これに対して、本手法では、上記の通り、ホスト2側における事前の認証情報の登録と、印刷実行毎にユーザが所望の印刷装置1で認証情報の入力を行ってブロードキャスト送信させることで、事前の設定・登録等が無くても、確実に当該ユーザの印刷データを所望の印刷装置1で印刷させることができる。

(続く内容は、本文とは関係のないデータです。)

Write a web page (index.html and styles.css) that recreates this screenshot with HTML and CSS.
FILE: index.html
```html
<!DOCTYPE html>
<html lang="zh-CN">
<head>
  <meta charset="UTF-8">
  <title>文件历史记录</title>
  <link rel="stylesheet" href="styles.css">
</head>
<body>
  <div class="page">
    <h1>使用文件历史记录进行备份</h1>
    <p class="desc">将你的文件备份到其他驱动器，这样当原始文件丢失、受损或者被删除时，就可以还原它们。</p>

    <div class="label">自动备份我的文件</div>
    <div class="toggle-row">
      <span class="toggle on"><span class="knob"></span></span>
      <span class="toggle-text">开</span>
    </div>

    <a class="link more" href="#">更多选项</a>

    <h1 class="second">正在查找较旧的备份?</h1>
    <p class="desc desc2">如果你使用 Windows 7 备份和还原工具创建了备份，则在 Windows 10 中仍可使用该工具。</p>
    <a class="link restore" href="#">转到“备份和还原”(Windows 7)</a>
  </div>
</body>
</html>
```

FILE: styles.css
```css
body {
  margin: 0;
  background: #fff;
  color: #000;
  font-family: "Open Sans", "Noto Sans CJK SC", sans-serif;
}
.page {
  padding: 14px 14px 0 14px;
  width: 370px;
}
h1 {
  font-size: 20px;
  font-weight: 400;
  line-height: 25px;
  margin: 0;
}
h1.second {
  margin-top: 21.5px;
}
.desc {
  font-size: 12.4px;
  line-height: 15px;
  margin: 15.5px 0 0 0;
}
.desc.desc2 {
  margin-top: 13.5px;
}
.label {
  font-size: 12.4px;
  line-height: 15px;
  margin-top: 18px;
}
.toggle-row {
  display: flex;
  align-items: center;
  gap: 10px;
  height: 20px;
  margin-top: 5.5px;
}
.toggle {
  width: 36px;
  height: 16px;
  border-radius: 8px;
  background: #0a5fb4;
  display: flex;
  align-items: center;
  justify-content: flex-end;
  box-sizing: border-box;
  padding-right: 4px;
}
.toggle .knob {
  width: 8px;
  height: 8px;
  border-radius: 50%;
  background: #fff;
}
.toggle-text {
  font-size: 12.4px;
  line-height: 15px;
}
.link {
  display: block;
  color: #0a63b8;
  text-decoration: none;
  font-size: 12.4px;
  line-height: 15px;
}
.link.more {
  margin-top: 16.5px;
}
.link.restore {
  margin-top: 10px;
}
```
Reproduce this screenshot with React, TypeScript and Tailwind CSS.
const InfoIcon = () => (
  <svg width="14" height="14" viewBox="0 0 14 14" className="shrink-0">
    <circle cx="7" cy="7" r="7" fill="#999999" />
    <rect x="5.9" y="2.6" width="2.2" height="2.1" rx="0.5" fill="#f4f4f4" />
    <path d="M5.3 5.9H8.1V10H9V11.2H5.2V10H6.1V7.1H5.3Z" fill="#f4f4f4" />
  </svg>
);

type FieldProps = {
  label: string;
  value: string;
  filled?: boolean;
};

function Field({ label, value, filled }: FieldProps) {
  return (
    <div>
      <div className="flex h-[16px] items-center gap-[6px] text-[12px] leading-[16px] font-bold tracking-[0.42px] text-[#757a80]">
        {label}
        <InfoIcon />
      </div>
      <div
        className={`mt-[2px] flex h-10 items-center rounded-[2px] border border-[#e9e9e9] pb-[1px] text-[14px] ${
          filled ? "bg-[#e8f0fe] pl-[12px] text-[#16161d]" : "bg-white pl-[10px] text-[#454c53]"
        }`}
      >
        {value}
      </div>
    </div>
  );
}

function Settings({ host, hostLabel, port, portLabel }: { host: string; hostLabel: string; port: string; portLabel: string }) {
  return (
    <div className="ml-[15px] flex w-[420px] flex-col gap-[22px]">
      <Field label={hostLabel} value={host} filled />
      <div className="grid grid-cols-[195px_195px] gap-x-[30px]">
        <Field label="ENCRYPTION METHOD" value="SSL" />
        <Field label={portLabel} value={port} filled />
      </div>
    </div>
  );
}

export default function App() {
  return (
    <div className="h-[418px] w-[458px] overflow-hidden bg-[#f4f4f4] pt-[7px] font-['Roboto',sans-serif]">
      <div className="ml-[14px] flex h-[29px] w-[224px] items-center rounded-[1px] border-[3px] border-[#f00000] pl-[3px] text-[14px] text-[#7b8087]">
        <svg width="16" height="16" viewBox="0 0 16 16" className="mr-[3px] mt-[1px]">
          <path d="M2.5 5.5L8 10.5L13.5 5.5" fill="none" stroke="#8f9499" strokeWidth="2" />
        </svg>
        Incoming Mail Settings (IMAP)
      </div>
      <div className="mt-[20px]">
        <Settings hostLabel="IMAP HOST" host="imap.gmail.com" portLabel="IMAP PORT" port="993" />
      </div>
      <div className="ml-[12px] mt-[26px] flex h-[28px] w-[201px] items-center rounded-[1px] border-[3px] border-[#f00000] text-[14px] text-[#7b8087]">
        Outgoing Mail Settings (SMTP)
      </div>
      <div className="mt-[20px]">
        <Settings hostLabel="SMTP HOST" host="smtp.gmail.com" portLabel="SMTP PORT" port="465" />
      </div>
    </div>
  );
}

また、例えば、目視等で直に確認している(自己の眼前の)プリンターに、簡単な操作で(例えば自己のICカードを翳すだけで)印刷させたい、という要求も実現できる。
【0045】
(付記1)
印刷装置と情報処理装置とがネットワークに接続した印刷システムであって、
前記情報処理装置は、
予め登録認証情報が記憶される認証情報記憶部と、
印刷データを生成する印刷データ生成部と、
該印刷データ生成部から前記印刷データの送信要求を受けると、該印刷データの送信を一時的に保留すると共に任意の前記印刷装置からの認証情報の入力待ち状態を維持する待機制御部と、
前記印刷装置からの前記認証情報を受信する受信部と、
該受信された前記認証情報が、前記認証情報記憶部に記憶されている前記登録認証情報と一致するか否かを判定し、一致する場合には前記認証情報と共に送信される送信元情報に基づいて前記送信元の印刷装置へ前記保留されている印刷データを送信するポートモニター部とを有し、
前記印刷装置は、
前記認証情報の入力を受け付ける認証情報入力部と、
該認証情報入力部で入力された認証情報を送信する認証情報送信部と、
を有することを特徴とする印刷システム。
【0046】
(付記2)
前記認証情報送信部は、該認証情報入力部で入力された認証情報を前記ネットワーク上にブロードキャスト送信することを特徴とする付記1記載の印刷システム。
【0047】
(付記3)
前記認証情報入力部はICカードリーダを有し、
前記認証情報は、該ICカードリーダに対して翳されたICカードから取得した該ICカード固有の所定情報であることを特徴とする付記1または2記載の印刷システム。
【0048】
(付記4)
印刷装置と情報処理装置とがネットワークに接続した印刷システムにおける該情報処理装置であって、
予め登録認証情報が記憶される認証情報記憶部と、
印刷データを生成する印刷データ生成部と、
該印刷データ生成部から前記印刷データの送信要求を受けると、該印刷データの送信を一時的に保留すると共に任意の前記印刷装置からの認証情報の入力待ち状態を維持する待機制御部と、
前記印刷上装置からの前記認証情報を受信する受信部と、
該受信された前記認証情報が、前記認証情報記憶部に記憶されている前記登録認証情報と一致するか否かを判定し、一致する場合には前記認証情報と共に送信される送信元情報に基づいて前記送信元の印刷装置へ前記保留されている印刷データを送信するポートモニター部と、
を有することを特徴とする情報処理装置。
【0049】
(付記5)
印刷装置と情報処理装置とがネットワークに接続した印刷システムにおける該印刷装置であって、
任意の認証情報の入力を受け付ける認証情報入力部と、
該認証情報入力部で入力された認証情報を前記ネットワーク上にブロードキャスト送信する認証情報送信部と、
を有することを特徴とする印刷装置。
【0050】
(付記6)
印刷装置と情報処理装置とがネットワークに接続した印刷システムにおける印刷方法において、
前記情報処理装置は、
予め登録認証情報を登録させる登録処理と、
印刷データを生成する処理と、
前記印刷データの送信要求を受けると、該印刷データの送信を一時的に保留すると共に任意の前記印刷装置からの認証情報の入力待ち状態を維持する処理と、
前記印刷装置からの前記認証情報を受信する処理と、
該受信された前記認証情報が、前記登録された前記登録認証情報と一致するか否かを判定する判定処理と、
該判定処理で一致すると判定された場合には、前記認証情報と共に送信される送信元情報に基づいて前記送信元の印刷装置へ前記保留されている印刷データを送信する送信処理と、を行い、
前記印刷装置は、
前記認証情報の入力を行わせる入力処理と、
該入力された認証情報を送信する送信処理と、
を実行することを特徴とする印刷方法。